Может быть, Украина и не получит это время. И, возможно, сейчас уже нельзя направить энергию киевской толпы на что-то другое, кроме самообороны. Молодые люди с этой площади приходят на призывные пункты. Улыбаясь, Гуменюк рассказывает о том, как некоторые украинцы собираются на основе краудфандинга купить вертолет для украинской армии. Опытный антикоррупционный активист Светлана Залищук опасается того, что не будет возможности предложить национальным лидерам конструктивную критику в том случае, если нация будет бороться за свое выживание.
«Если у нас война, то так в такой ситуации обеспечить подотчетность правительства?» — спрашивает она. Не в первый раз постреволюционное государство сталкивается с непосредственной военной угрозой, однако именно это постреволюционное государство плохо подготовлено для подобного рода вызова. События в Киеве начинали люди, которые мечтали о зоне свободной торговли, а не о военной тактике.

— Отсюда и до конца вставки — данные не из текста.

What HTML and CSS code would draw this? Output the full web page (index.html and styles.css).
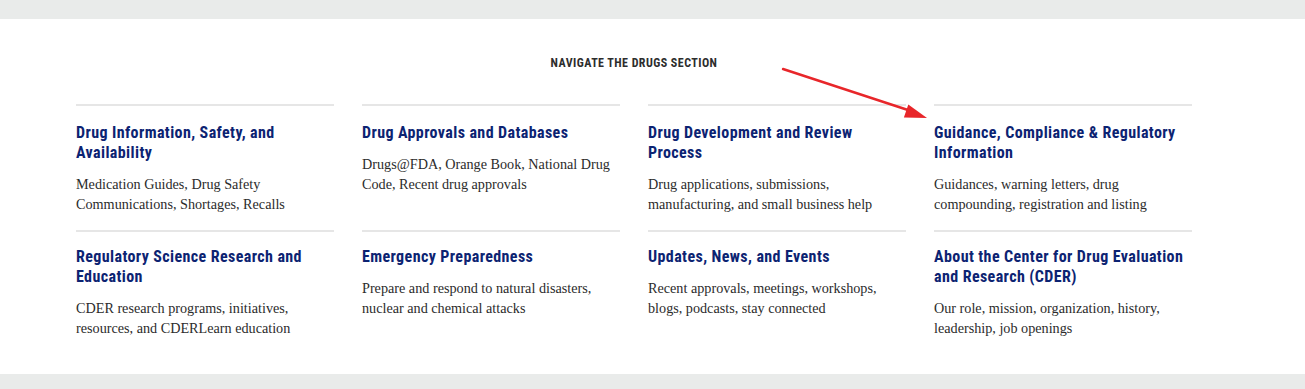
FILE: index.html
```html
<!DOCTYPE html>
<html lang="en">
<head>
<meta charset="utf-8">
<title>Navigate the Drugs Section</title>
<link rel="stylesheet" href="styles.css">
</head>
<body>
<div class="band"></div>
<section class="nav-section">
  <h2 class="section-title">NAVIGATE THE DRUGS SECTION</h2>
  <div class="grid">
    <div class="item">
      <a class="item-title" href="#">Drug Information, Safety, and Availability</a>
      <p class="item-desc">Medication Guides, Drug Safety Communications, Shortages, Recalls</p>
    </div>
    <div class="item">
      <a class="item-title" href="#">Drug Approvals and Databases</a>
      <p class="item-desc">Drugs@FDA, Orange Book, National Drug Code, Recent drug approvals</p>
    </div>
    <div class="item">
      <a class="item-title" href="#">Drug Development and Review Process</a>
      <p class="item-desc">Drug applications, submissions, manufacturing, and small business help</p>
    </div>
    <div class="item">
      <a class="item-title" href="#">Guidance, Compliance &amp; Regulatory Information</a>
      <p class="item-desc">Guidances, warning letters, drug compounding, registration and listing</p>
    </div>
    <div class="item">
      <a class="item-title" href="#">Regulatory Science Research and Education</a>
      <p class="item-desc">CDER research programs, initiatives, resources, and CDERLearn education</p>
    </div>
    <div class="item">
      <a class="item-title" href="#">Emergency Preparedness</a>
      <p class="item-desc">Prepare and respond to natural disasters, nuclear and chemical attacks</p>
    </div>
    <div class="item">
      <a class="item-title" href="#">Updates, News, and Events</a>
      <p class="item-desc">Recent approvals, meetings, workshops, blogs, podcasts, stay connected</p>
    </div>
    <div class="item">
      <a class="item-title" href="#">About the Center for Drug Evaluation and Research (CDER)</a>
      <p class="item-desc">Our role, mission, organization, history, leadership, job openings</p>
    </div>
  </div>
  <svg class="arrow" width="160" height="60" viewBox="0 0 160 60" aria-hidden="true">
    <line x1="2" y1="4" x2="130" y2="46" stroke="#e8262a" stroke-width="2.4" stroke-linecap="round"/>
    <polygon points="146,53 122.9,52.6 127.3,39.4" fill="#e8262a"/>
  </svg>
</section>
<div class="band band-bottom"></div>
</body>
</html>
```
FILE: styles.css
```css
* { box-sizing: border-box; }
html, body { margin: 0; padding: 0; background: #fff; }
body { height: 389px; overflow: hidden; }

.band { height: 19px; background: #e9ebea; }
.band-bottom { height: 20px; }

.nav-section {
  position: relative;
  padding: 36px 0 37px 76px;
  height: 355px;
}

.section-title {
  width: 1116px;
  margin: 0 0 33px;
  text-align: center;
  font-family: "Liberation Sans Narrow", "Roboto Condensed", Roboto, sans-serif;
  font-weight: 700;
  font-size: 12px;
  line-height: 16px;
  letter-spacing: 0.45px;
  color: #2d2d2d;
}

.grid {
  width: 1116px;
  display: grid;
  grid-template-columns: repeat(4, 258px);
  column-gap: 28px;
  row-gap: 16px;
}

.item {
  border-top: 2px solid #e6e6e6;
  padding-top: 17px;
}

.item:nth-child(n+5) {
  padding-top: 15px;
}

.item-title {
  display: block;
  font-family: "Liberation Sans Narrow", "Roboto Condensed", Roboto, sans-serif;
  font-weight: 700;
  font-size: 16px;
  line-height: 20px;
  letter-spacing: 0.4px;
  color: #0c2372;
  text-decoration: none;
}

.item-desc {
  margin: 12px 0 0;
  font-family: "Liberation Serif", serif;
  font-size: 14.2px;
  line-height: 19.5px;
  color: #2b2b2b;
}

.arrow {
  position: absolute;
  left: 781px;
  top: 46px;
}
```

На самом деле постреволюционный Киев имеет свои преимущества. В отличие от участников многих других уличных революций, различные протестующие на Майдане действительно смогли договориться по нескольким ключевым пунктам: примат борьбы с коррупцией, дерегулирование плохо управляемой экономики, конституционная реформа, которая не позволит будущим президентам узурпировать власть.
Если их революция не будет в ближайшее время подорвана российской агрессией, то украинцы могут даже — впервые с 1991 года — получить таких лидеров, которые будут действительно заинтересованы в судьбе нации, а не в накоплении личных благ. В конечном итоге постреволюционный успех Украины только частично зависит от поведения русских, и совсем не зависит от мистического понятия национального духа.
Ее судьба будет определяться той скоростью, с которой украинцы смогут отказаться от революционного романтизма, а также отдать предпочтение строгости вместо спонтанности и анализу вместо эмоций. У толпы есть свое время. Но это время уже прошло.